A lot of familiars really do end up being indestructible, doing nothing but powering a small bonus to some skill or ability score. And what I've found is that they are so much more fun when they get to come out and be part of the game. Sure, there is some risk, but it brings enough to the game that it's worth it. In other words, I retract my earlier advice and suggest instead that you DO name your pets.
#RPGaDay
#RPGaDay2019
Don't name your character's pets
Pets, pack animals and familiars are made of blackboxinite--the same indestructible material that survives plane crashes. Total Party Kill? Disintegrated? Crushed "Babe Ruth" style by a giant? Doesn't matter, your pet will survive the encounter and come out still holding a bunch of your stuff.
Pets are also infinitely transportable. Even if you are 1200 feet and 7 climbing checks from the surface. Your giant lava lizard familiar is always there to give you the +2 "breathing through your eyelids" bonus.
But they do have one flaw: They become vulnerable if your GM notices that they are there.
You pet may be unhurt while you barely survive a direct blast of black dragon acid breath, but remind the GM that you get a +2 to your dex save, because you have a mouse familiar, and suddenly the mouse is having to make a save as well, to avoid getting skewered by all the poison darts the GM just threw at you. One bad roll and you're trying to offset the penalties you earned by losing a familiar, while also cursing yourself for picking a pet that only had 1d3 hit points in the first place.

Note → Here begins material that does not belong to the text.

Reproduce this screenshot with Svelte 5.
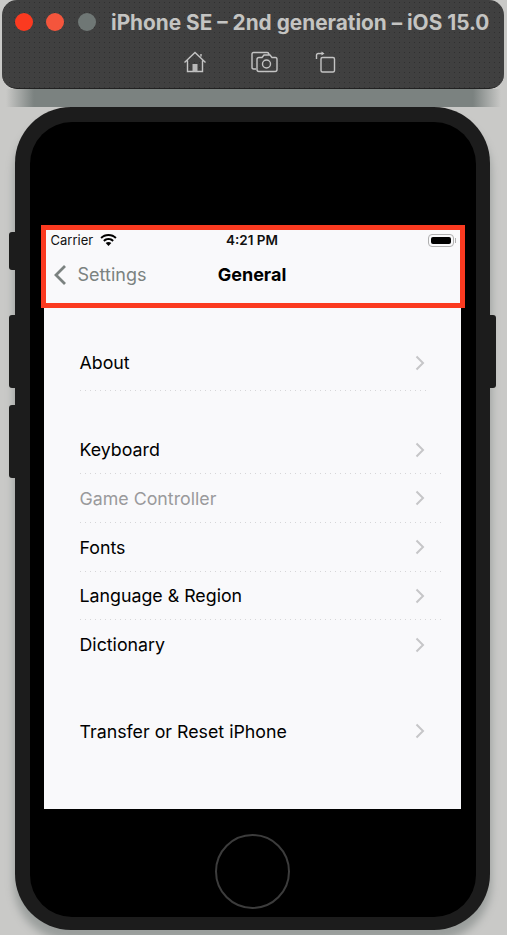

Seriously, though, pets and familiars can really add to a game. Played properly, they become members of the party. They have their own personalities, their own actions, and people react to them as much as to the players. In my first Guardians campaign, people generally didn't notice Bud the Ranger. Rather, they noticed Sparty, the 7' long wolverine who wandered around with him.
In our current game, one of the characters has a giant weasel, and the player has a large weasel stuffed animal that he brings to each game. This physical manifestation just makes the pet more real to all of us. Enough so that another player represents his giant mouse pet with a bowling ball-sized stuffed mouse. (And when I was named crow-friend to a bunch of crows we found in the woods, I also brought in my stuffed white duck puppet, as a one-time joke.)
These familiars and pets obviously have names and do fine. The "don't name your pets" advice really came to the forefront early in our Three Kingdoms campaign. We had enough money, even as low-level characters, that we'd buy horses. And I kept naming mine. I believe I lost one to a fireball, one got dissolved/eaten, and one was unrecoverably stolen. Finally, I got yelled at by the other players for naming the horses, as it clearly was causing them to get killed off.
Even summoned pets can be fun. Back in a 2nd edition game, one of the casters kept bringing up an Unseen Servant who he called "George." He would send George to open chests, check doors, etc. As a result, George got blown up several times by traps--and the next time he was summoned, he was carrying an "Unfair" sign and marching back and forth. Pure comic roleplay, but that scene was burned into everybody's mind, and all unseen servants since have had personalities.
A lot of familiars really do end up being indestructible, doing nothing but powering a small bonus to some skill or ability score. And what I've found is that they are so much more fun when they get to come out and be part of the game. Sure, there is some risk, but it brings enough to the game that it's worth it. In other words, I retract my earlier advice and suggest instead that you DO name your pets.